#### Required task:
Leave the pictures out, and retype all of the material exactly as written.

####

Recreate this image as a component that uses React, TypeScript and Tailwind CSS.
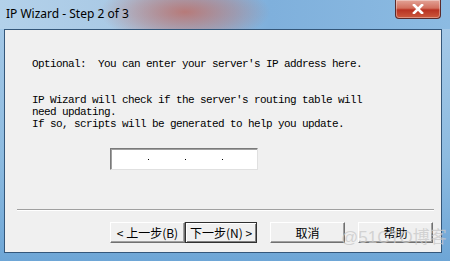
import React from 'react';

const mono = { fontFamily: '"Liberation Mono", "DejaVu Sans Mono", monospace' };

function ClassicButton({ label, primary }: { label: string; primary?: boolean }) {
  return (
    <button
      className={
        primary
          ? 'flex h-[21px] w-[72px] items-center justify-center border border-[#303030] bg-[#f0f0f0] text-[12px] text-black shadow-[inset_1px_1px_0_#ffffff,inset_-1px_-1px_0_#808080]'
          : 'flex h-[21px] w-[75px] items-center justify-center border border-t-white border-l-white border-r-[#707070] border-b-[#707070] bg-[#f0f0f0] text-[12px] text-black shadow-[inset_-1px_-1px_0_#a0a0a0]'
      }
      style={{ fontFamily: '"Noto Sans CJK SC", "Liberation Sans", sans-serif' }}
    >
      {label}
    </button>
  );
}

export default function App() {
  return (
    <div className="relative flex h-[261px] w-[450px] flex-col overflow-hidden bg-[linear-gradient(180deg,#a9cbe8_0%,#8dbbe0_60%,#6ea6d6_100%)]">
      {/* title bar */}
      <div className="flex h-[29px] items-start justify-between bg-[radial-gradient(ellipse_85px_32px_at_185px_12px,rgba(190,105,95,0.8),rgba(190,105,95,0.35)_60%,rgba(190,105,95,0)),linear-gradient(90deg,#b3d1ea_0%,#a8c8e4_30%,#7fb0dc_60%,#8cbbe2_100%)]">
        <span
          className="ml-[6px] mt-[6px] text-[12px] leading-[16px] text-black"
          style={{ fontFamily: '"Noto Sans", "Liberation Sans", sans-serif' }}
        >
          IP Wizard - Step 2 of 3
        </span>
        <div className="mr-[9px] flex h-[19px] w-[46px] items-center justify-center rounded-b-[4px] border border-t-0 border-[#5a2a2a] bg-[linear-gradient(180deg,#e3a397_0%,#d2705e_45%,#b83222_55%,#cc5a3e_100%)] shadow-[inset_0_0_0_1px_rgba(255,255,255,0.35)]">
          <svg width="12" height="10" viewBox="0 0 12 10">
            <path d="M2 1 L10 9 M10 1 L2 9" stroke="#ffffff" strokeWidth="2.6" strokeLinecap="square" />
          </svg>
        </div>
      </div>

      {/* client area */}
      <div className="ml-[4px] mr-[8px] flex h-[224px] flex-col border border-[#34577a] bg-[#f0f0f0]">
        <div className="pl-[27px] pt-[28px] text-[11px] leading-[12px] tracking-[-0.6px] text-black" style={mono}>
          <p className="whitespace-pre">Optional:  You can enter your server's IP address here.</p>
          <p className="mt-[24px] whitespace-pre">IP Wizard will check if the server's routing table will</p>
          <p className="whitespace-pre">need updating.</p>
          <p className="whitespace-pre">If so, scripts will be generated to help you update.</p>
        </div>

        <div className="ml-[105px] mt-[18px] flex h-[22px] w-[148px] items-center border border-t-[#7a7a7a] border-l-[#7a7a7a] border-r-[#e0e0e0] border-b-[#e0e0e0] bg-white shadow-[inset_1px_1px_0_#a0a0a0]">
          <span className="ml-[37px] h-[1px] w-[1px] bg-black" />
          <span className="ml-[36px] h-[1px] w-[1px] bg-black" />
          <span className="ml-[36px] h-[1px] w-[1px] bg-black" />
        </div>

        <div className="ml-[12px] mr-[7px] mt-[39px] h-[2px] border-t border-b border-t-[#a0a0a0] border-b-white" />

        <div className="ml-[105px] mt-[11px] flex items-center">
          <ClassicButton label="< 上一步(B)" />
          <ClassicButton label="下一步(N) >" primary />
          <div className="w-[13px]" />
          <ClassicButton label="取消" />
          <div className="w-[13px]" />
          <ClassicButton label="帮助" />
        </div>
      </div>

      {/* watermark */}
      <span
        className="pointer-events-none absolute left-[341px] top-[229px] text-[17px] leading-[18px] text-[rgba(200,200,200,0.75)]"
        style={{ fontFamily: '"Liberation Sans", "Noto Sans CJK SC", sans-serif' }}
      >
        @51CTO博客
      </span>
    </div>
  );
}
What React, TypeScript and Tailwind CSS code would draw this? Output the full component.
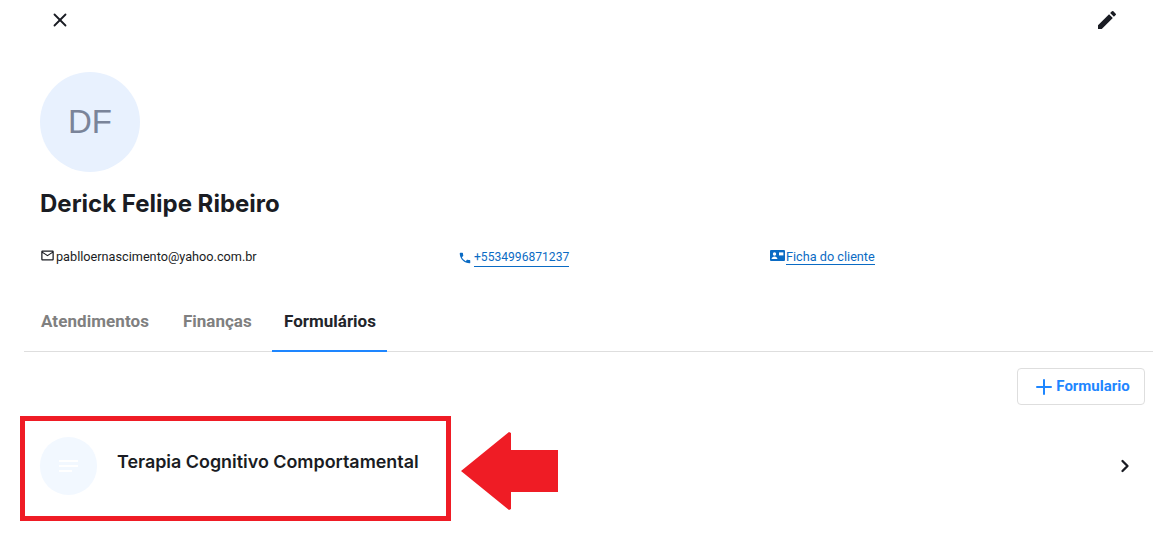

####

#### Written solution:
Recreate this image as a component that uses React, TypeScript and Tailwind CSS.
import React from 'react';

const mono = { fontFamily: '"Liberation Mono", "DejaVu Sans Mono", monospace' };

function ClassicButton({ label, primary }: { label: string; primary?: boolean }) {
  return (
    <button
      className={
        primary
          ? 'flex h-[21px] w-[72px] items-center justify-center border border-[#303030] bg-[#f0f0f0] text-[12px] text-black shadow-[inset_1px_1px_0_#ffffff,inset_-1px_-1px_0_#808080]'
          : 'flex h-[21px] w-[75px] items-center justify-center border border-t-white border-l-white border-r-[#707070] border-b-[#707070] bg-[#f0f0f0] text-[12px] text-black shadow-[inset_-1px_-1px_0_#a0a0a0]'
      }
      style={{ fontFamily: '"Noto Sans CJK SC", "Liberation Sans", sans-serif' }}
    >
      {label}
    </button>
  );
}

export default function App() {
  return (
    <div className="relative flex h-[261px] w-[450px] flex-col overflow-hidden bg-[linear-gradient(180deg,#a9cbe8_0%,#8dbbe0_60%,#6ea6d6_100%)]">
      {/* title bar */}
      <div className="flex h-[29px] items-start justify-between bg-[radial-gradient(ellipse_85px_32px_at_185px_12px,rgba(190,105,95,0.8),rgba(190,105,95,0.35)_60%,rgba(190,105,95,0)),linear-gradient(90deg,#b3d1ea_0%,#a8c8e4_30%,#7fb0dc_60%,#8cbbe2_100%)]">
        <span
          className="ml-[6px] mt-[6px] text-[12px] leading-[16px] text-black"
          style={{ fontFamily: '"Noto Sans", "Liberation Sans", sans-serif' }}
        >
          IP Wizard - Step 2 of 3
        </span>
        <div className="mr-[9px] flex h-[19px] w-[46px] items-center justify-center rounded-b-[4px] border border-t-0 border-[#5a2a2a] bg-[linear-gradient(180deg,#e3a397_0%,#d2705e_45%,#b83222_55%,#cc5a3e_100%)] shadow-[inset_0_0_0_1px_rgba(255,255,255,0.35)]">
          <svg width="12" height="10" viewBox="0 0 12 10">
            <path d="M2 1 L10 9 M10 1 L2 9" stroke="#ffffff" strokeWidth="2.6" strokeLinecap="square" />
          </svg>
        </div>
      </div>

      {/* client area */}
      <div className="ml-[4px] mr-[8px] flex h-[224px] flex-col border border-[#34577a] bg-[#f0f0f0]">
        <div className="pl-[27px] pt-[28px] text-[11px] leading-[12px] tracking-[-0.6px] text-black" style={mono}>
          <p className="whitespace-pre">Optional:  You can enter your server's IP address here.</p>
          <p className="mt-[24px] whitespace-pre">IP Wizard will check if the server's routing table will</p>
          <p className="whitespace-pre">need updating.</p>
          <p className="whitespace-pre">If so, scripts will be generated to help you update.</p>
        </div>

        <div className="ml-[105px] mt-[18px] flex h-[22px] w-[148px] items-center border border-t-[#7a7a7a] border-l-[#7a7a7a] border-r-[#e0e0e0] border-b-[#e0e0e0] bg-white shadow-[inset_1px_1px_0_#a0a0a0]">
          <span className="ml-[37px] h-[1px] w-[1px] bg-black" />
          <span className="ml-[36px] h-[1px] w-[1px] bg-black" />
          <span className="ml-[36px] h-[1px] w-[1px] bg-black" />
        </div>

        <div className="ml-[12px] mr-[7px] mt-[39px] h-[2px] border-t border-b border-t-[#a0a0a0] border-b-white" />

        <div className="ml-[105px] mt-[11px] flex items-center">
          <ClassicButton label="< 上一步(B)" />
          <ClassicButton label="下一步(N) >" primary />
          <div className="w-[13px]" />
          <ClassicButton label="取消" />
          <div className="w-[13px]" />
          <ClassicButton label="帮助" />
        </div>
      </div>

      {/* watermark */}
      <span
        className="pointer-events-none absolute left-[341px] top-[229px] text-[17px] leading-[18px] text-[rgba(200,200,200,0.75)]"
        style={{ fontFamily: '"Liberation Sans", "Noto Sans CJK SC", sans-serif' }}
      >
        @51CTO博客
      </span>
    </div>
  );
}
What React, TypeScript and Tailwind CSS code would draw this? Output the full component.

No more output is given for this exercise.